#### Description of the task:
Retype the data that follows line by line, exactly, and leave its pictures out.

#### Excerpted data:
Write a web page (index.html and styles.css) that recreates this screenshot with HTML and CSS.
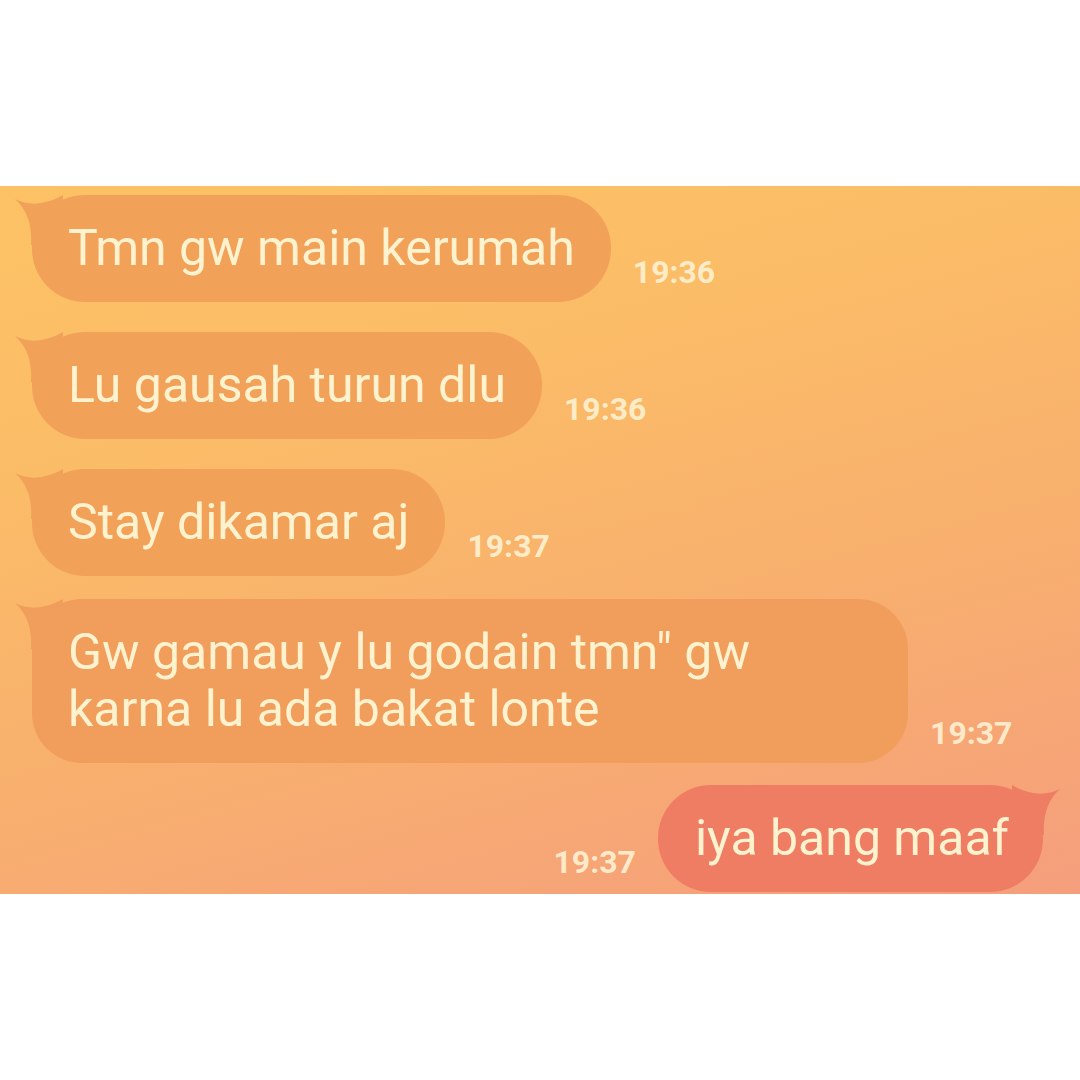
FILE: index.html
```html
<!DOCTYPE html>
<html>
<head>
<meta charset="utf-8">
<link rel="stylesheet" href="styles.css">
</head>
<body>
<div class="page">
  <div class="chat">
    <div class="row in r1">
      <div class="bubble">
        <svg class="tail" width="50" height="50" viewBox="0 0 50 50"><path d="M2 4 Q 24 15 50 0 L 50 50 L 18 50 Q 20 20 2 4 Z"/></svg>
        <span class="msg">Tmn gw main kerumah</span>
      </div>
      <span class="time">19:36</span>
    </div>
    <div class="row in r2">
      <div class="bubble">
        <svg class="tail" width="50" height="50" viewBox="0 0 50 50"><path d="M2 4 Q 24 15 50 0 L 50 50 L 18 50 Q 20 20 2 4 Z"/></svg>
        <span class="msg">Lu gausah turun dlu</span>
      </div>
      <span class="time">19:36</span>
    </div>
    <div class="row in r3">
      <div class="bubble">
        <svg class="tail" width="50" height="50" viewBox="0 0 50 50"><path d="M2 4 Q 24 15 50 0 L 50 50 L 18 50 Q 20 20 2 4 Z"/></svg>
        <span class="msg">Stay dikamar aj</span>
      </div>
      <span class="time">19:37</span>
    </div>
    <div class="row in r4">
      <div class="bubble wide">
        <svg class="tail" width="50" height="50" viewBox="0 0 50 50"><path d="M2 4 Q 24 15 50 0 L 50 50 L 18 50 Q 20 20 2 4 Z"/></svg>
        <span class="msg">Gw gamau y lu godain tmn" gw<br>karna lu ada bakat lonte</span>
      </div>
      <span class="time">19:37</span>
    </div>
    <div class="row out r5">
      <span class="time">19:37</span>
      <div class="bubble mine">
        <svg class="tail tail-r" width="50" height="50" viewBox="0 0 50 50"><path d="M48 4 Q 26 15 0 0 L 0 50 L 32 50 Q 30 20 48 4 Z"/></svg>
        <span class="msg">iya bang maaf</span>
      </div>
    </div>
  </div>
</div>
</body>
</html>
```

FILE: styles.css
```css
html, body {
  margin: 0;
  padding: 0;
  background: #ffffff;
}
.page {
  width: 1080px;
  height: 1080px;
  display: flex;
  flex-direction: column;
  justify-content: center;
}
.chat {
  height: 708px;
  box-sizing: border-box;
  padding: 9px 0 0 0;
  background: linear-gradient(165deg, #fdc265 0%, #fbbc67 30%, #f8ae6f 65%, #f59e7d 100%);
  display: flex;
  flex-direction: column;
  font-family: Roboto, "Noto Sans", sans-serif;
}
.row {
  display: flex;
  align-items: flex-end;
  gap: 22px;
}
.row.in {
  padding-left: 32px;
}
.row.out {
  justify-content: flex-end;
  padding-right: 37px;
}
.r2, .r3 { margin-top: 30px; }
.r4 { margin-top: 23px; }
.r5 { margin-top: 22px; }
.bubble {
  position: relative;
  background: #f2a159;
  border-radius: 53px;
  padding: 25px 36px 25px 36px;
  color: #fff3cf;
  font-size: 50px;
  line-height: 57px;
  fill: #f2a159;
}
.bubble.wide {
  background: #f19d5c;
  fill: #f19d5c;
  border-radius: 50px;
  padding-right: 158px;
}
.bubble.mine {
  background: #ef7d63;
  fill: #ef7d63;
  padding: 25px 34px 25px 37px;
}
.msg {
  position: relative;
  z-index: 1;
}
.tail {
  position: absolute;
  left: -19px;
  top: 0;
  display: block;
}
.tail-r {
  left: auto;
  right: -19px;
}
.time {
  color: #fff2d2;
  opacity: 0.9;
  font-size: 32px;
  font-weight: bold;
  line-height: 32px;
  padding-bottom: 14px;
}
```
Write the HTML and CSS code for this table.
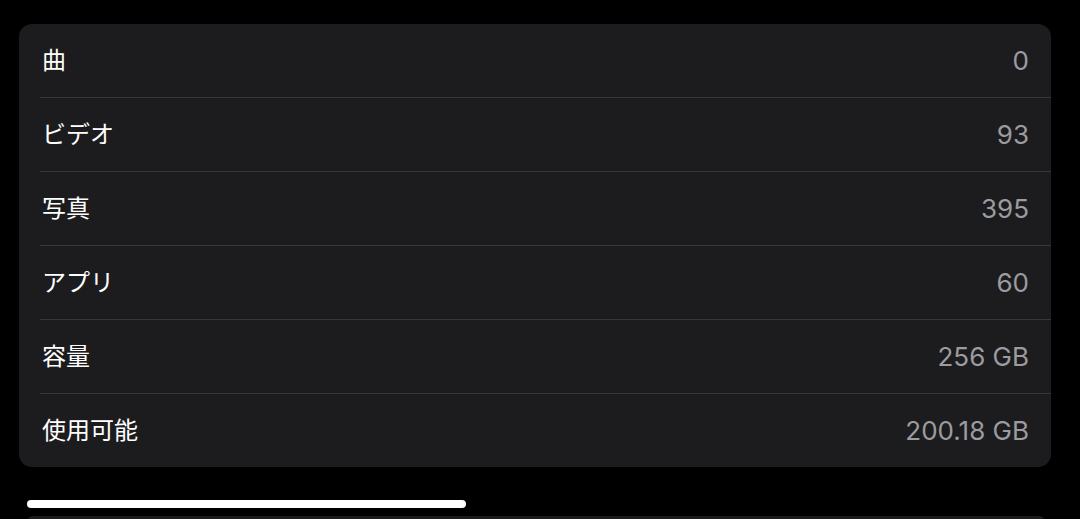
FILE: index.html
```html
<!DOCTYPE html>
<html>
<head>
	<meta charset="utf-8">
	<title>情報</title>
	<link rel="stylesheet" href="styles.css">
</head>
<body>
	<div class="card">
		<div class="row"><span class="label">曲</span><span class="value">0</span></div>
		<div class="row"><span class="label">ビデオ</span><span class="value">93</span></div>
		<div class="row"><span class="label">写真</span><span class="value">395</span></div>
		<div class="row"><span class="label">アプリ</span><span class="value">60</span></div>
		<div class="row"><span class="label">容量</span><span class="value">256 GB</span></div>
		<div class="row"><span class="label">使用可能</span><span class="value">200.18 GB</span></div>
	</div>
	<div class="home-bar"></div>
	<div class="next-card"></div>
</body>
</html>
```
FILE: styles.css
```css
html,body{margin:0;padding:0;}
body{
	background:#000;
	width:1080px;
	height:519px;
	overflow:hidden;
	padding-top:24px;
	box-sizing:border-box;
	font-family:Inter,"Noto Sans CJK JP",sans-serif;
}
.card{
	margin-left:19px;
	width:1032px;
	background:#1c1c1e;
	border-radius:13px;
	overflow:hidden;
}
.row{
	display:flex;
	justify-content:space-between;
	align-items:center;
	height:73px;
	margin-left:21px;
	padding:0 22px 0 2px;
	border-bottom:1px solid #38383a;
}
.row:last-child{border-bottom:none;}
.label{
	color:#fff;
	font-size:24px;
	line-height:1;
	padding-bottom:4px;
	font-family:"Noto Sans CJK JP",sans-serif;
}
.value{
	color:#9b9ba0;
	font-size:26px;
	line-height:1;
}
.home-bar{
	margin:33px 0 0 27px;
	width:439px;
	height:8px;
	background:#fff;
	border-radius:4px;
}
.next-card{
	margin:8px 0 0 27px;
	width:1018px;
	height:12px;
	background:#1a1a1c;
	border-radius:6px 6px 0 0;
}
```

#### Correct response:
Write a web page (index.html and styles.css) that recreates this screenshot with HTML and CSS.
FILE: index.html
```html
<!DOCTYPE html>
<html>
<head>
<meta charset="utf-8">
<link rel="stylesheet" href="styles.css">
</head>
<body>
<div class="page">
  <div class="chat">
    <div class="row in r1">
      <div class="bubble">
        <svg class="tail" width="50" height="50" viewBox="0 0 50 50"><path d="M2 4 Q 24 15 50 0 L 50 50 L 18 50 Q 20 20 2 4 Z"/></svg>
        <span class="msg">Tmn gw main kerumah</span>
      </div>
      <span class="time">19:36</span>
    </div>
    <div class="row in r2">
      <div class="bubble">
        <svg class="tail" width="50" height="50" viewBox="0 0 50 50"><path d="M2 4 Q 24 15 50 0 L 50 50 L 18 50 Q 20 20 2 4 Z"/></svg>
        <span class="msg">Lu gausah turun dlu</span>
      </div>
      <span class="time">19:36</span>
    </div>
    <div class="row in r3">
      <div class="bubble">
        <svg class="tail" width="50" height="50" viewBox="0 0 50 50"><path d="M2 4 Q 24 15 50 0 L 50 50 L 18 50 Q 20 20 2 4 Z"/></svg>
        <span class="msg">Stay dikamar aj</span>
      </div>
      <span class="time">19:37</span>
    </div>
    <div class="row in r4">
      <div class="bubble wide">
        <svg class="tail" width="50" height="50" viewBox="0 0 50 50"><path d="M2 4 Q 24 15 50 0 L 50 50 L 18 50 Q 20 20 2 4 Z"/></svg>
        <span class="msg">Gw gamau y lu godain tmn" gw<br>karna lu ada bakat lonte</span>
      </div>
      <span class="time">19:37</span>
    </div>
    <div class="row out r5">
      <span class="time">19:37</span>
      <div class="bubble mine">
        <svg class="tail tail-r" width="50" height="50" viewBox="0 0 50 50"><path d="M48 4 Q 26 15 0 0 L 0 50 L 32 50 Q 30 20 48 4 Z"/></svg>
        <span class="msg">iya bang maaf</span>
      </div>
    </div>
  </div>
</div>
</body>
</html>
```

FILE: styles.css
```css
html, body {
  margin: 0;
  padding: 0;
  background: #ffffff;
}
.page {
  width: 1080px;
  height: 1080px;
  display: flex;
  flex-direction: column;
  justify-content: center;
}
.chat {
  height: 708px;
  box-sizing: border-box;
  padding: 9px 0 0 0;
  background: linear-gradient(165deg, #fdc265 0%, #fbbc67 30%, #f8ae6f 65%, #f59e7d 100%);
  display: flex;
  flex-direction: column;
  font-family: Roboto, "Noto Sans", sans-serif;
}
.row {
  display: flex;
  align-items: flex-end;
  gap: 22px;
}
.row.in {
  padding-left: 32px;
}
.row.out {
  justify-content: flex-end;
  padding-right: 37px;
}
.r2, .r3 { margin-top: 30px; }
.r4 { margin-top: 23px; }
.r5 { margin-top: 22px; }
.bubble {
  position: relative;
  background: #f2a159;
  border-radius: 53px;
  padding: 25px 36px 25px 36px;
  color: #fff3cf;
  font-size: 50px;
  line-height: 57px;
  fill: #f2a159;
}
.bubble.wide {
  background: #f19d5c;
  fill: #f19d5c;
  border-radius: 50px;
  padding-right: 158px;
}
.bubble.mine {
  background: #ef7d63;
  fill: #ef7d63;
  padding: 25px 34px 25px 37px;
}
.msg {
  position: relative;
  z-index: 1;
}
.tail {
  position: absolute;
  left: -19px;
  top: 0;
  display: block;
}
.tail-r {
  left: auto;
  right: -19px;
}
.time {
  color: #fff2d2;
  opacity: 0.9;
  font-size: 32px;
  font-weight: bold;
  line-height: 32px;
  padding-bottom: 14px;
}
```
Write the HTML and CSS code for this table.
FILE: index.html
```html
<!DOCTYPE html>
<html>
<head>
	<meta charset="utf-8">
	<title>情報</title>
	<link rel="stylesheet" href="styles.css">
</head>
<body>
	<div class="card">
		<div class="row"><span class="label">曲</span><span class="value">0</span></div>
		<div class="row"><span class="label">ビデオ</span><span class="value">93</span></div>
		<div class="row"><span class="label">写真</span><span class="value">395</span></div>
		<div class="row"><span class="label">アプリ</span><span class="value">60</span></div>
		<div class="row"><span class="label">容量</span><span class="value">256 GB</span></div>
		<div class="row"><span class="label">使用可能</span><span class="value">200.18 GB</span></div>
	</div>
	<div class="home-bar"></div>
	<div class="next-card"></div>
</body>
</html>
```
FILE: styles.css
```css
html,body{margin:0;padding:0;}
body{
	background:#000;
	width:1080px;
	height:519px;
	overflow:hidden;
	padding-top:24px;
	box-sizing:border-box;
	font-family:Inter,"Noto Sans CJK JP",sans-serif;
}
.card{
	margin-left:19px;
	width:1032px;
	background:#1c1c1e;
	border-radius:13px;
	overflow:hidden;
}
.row{
	display:flex;
	justify-content:space-between;
	align-items:center;
	height:73px;
	margin-left:21px;
	padding:0 22px 0 2px;
	border-bottom:1px solid #38383a;
}
.row:last-child{border-bottom:none;}
.label{
	color:#fff;
	font-size:24px;
	line-height:1;
	padding-bottom:4px;
	font-family:"Noto Sans CJK JP",sans-serif;
}
.value{
	color:#9b9ba0;
	font-size:26px;
	line-height:1;
}
.home-bar{
	margin:33px 0 0 27px;
	width:439px;
	height:8px;
	background:#fff;
	border-radius:4px;
}
.next-card{
	margin:8px 0 0 27px;
	width:1018px;
	height:12px;
	background:#1a1a1c;
	border-radius:6px 6px 0 0;
}
```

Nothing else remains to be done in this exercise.